Posted 4 April 2025, 4:34 pm EST - Updated 4 April 2025, 4:39 pm EST
Hi, Having a problem when importing files, we are getting a different character code for the space sometimes when importing a cell with space.
Most of the time we are getting **Standard Space (ASCII 32 / Hex 20) **(represented by this screen shot of Word with the symbols enabled)1)
George
But some times we are encountering this: Non-breaking Space (Unicode U+00A0 / Hex A0): (2) :
-
Standard Space (ASCII 32 / Hex 20): This is the most common representation of a space character. It is used in most text and data processing scenarios.
-
Non-breaking Space (Unicode U+00A0 / Hex A0): This is a special space character that prevents line breaks at its position. It is often used in formatting to keep elements together on the same line.

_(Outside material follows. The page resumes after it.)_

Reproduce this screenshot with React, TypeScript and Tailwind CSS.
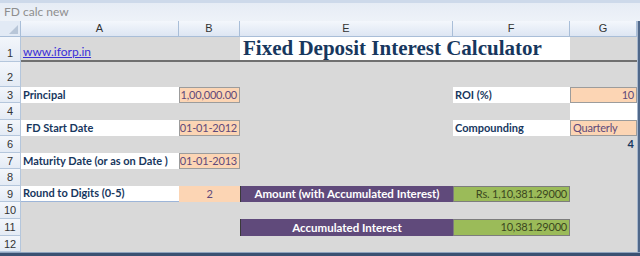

We’d like all spaces converted to the regular space because it makes it easeir to parse upstream in our system program that runs on C.
Looking into this further… there are about 15 total different types of “space” characters your could run into:
1. Standard Space (ASCII 32 / Hex 20): The regular space character used in most text. 2. Non-breaking Space (Unicode U+00A0 / Hex A0): Prevents line breaks at its position. 3. En Space (Unicode U+2002): A space that is roughly the width of a lowercase "n". 4. Em Space (Unicode U+2003): A space that is roughly the width of a lowercase "m". 5. Three-per-em Space (Unicode U+2004): One-third of an em space. 6. Four-per-em Space (Unicode U+2005): One-fourth of an em space. 7. Six-per-em Space (Unicode U+2006): One-sixth of an em space. 8. Figure Space (Unicode U+2007): The same width as a digit. 9. Punctuation Space (Unicode U+2008): The same width as a period. 10. Thin Space (Unicode U+2009): Thinner than a standard space. 11. Hair Space (Unicode U+200A): Even thinner than a thin space. 12. Zero Width Space (Unicode U+200B): No width, used for word boundaries. 13. Narrow No-break Space (Unicode U+202F): A narrow version of the non-breaking space. 14. Medium Mathematical Space (Unicode U+205F): Used in mathematical notation. 15. Ideographic Space (Unicode U+3000): The width of an ideographic character.
The question is … is there a simple way to convert any space type in to the Standard Space (ASCII 32 / Hex 20) upon import or by selecting the cells? We really *don’t want the non-breaking *variety of space, we need it to be the Standard Space for our parsing down stream.